**Given information**

• • • •

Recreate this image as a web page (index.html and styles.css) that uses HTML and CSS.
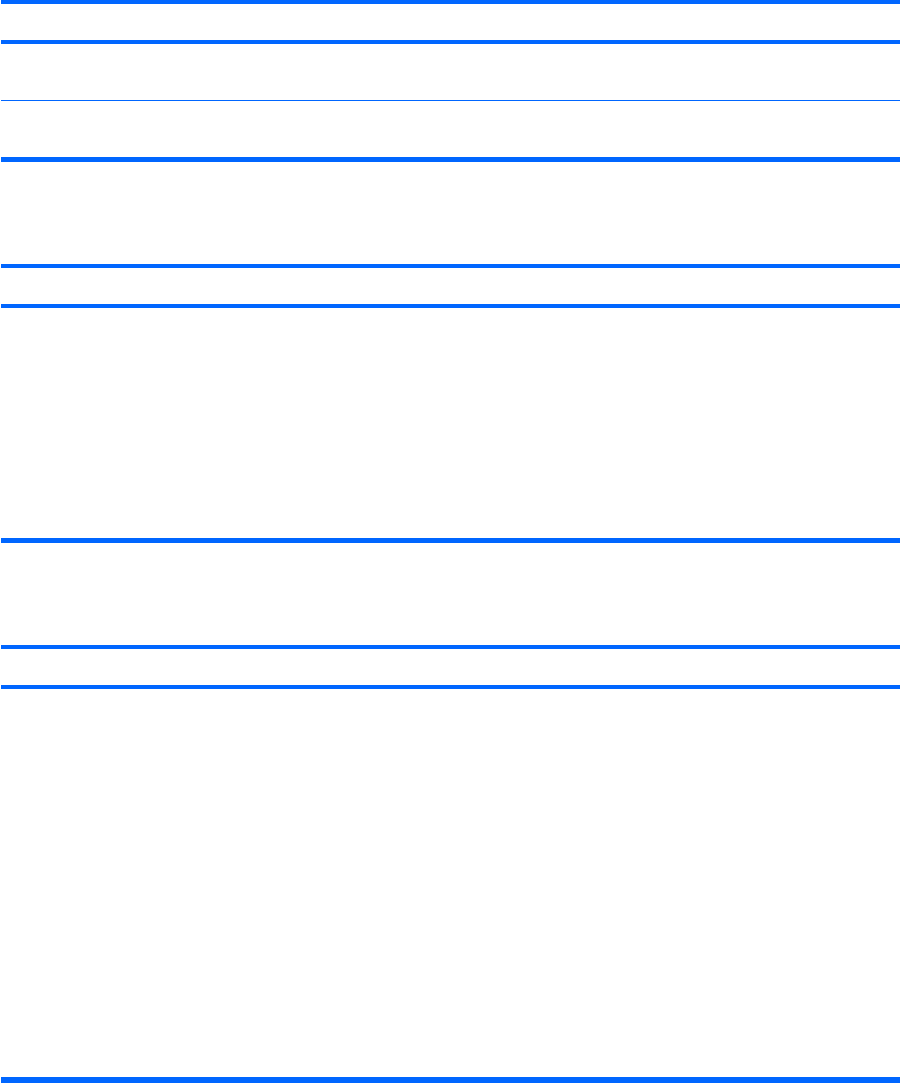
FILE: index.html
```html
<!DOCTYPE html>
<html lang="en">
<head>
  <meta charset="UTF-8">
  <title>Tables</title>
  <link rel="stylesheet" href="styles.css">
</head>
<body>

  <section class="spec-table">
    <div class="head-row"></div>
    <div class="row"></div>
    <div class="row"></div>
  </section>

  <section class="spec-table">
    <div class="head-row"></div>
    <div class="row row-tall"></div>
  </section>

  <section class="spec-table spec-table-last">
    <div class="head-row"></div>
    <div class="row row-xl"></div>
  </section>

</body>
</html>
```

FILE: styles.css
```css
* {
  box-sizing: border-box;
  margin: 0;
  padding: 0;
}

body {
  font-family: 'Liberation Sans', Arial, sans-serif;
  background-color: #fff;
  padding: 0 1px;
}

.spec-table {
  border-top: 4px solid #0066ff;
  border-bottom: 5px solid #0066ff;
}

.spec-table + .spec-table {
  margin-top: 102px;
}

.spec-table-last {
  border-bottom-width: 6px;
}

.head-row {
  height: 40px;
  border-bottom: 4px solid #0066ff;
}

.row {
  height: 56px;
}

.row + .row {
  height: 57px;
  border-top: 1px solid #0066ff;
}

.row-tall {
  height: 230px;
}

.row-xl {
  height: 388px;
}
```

• • • •

Set the listing down in full and exactly. Pictures within it should not appear in the copy.

Recreate this image as a web page (index.html and styles.css) that uses HTML and CSS.
FILE: index.html
```html
<!DOCTYPE html>
<html lang="en">
<head>
  <meta charset="UTF-8">
  <title>Tables</title>
  <link rel="stylesheet" href="styles.css">
</head>
<body>

  <section class="spec-table">
    <div class="head-row"></div>
    <div class="row"></div>
    <div class="row"></div>
  </section>

  <section class="spec-table">
    <div class="head-row"></div>
    <div class="row row-tall"></div>
  </section>

  <section class="spec-table spec-table-last">
    <div class="head-row"></div>
    <div class="row row-xl"></div>
  </section>

</body>
</html>
```

FILE: styles.css
```css
* {
  box-sizing: border-box;
  margin: 0;
  padding: 0;
}

body {
  font-family: 'Liberation Sans', Arial, sans-serif;
  background-color: #fff;
  padding: 0 1px;
}

.spec-table {
  border-top: 4px solid #0066ff;
  border-bottom: 5px solid #0066ff;
}

.spec-table + .spec-table {
  margin-top: 102px;
}

.spec-table-last {
  border-bottom-width: 6px;
}

.head-row {
  height: 40px;
  border-bottom: 4px solid #0066ff;
}

.row {
  height: 56px;
}

.row + .row {
  height: 57px;
  border-top: 1px solid #0066ff;
}

.row-tall {
  height: 230px;
}

.row-xl {
  height: 388px;
}
```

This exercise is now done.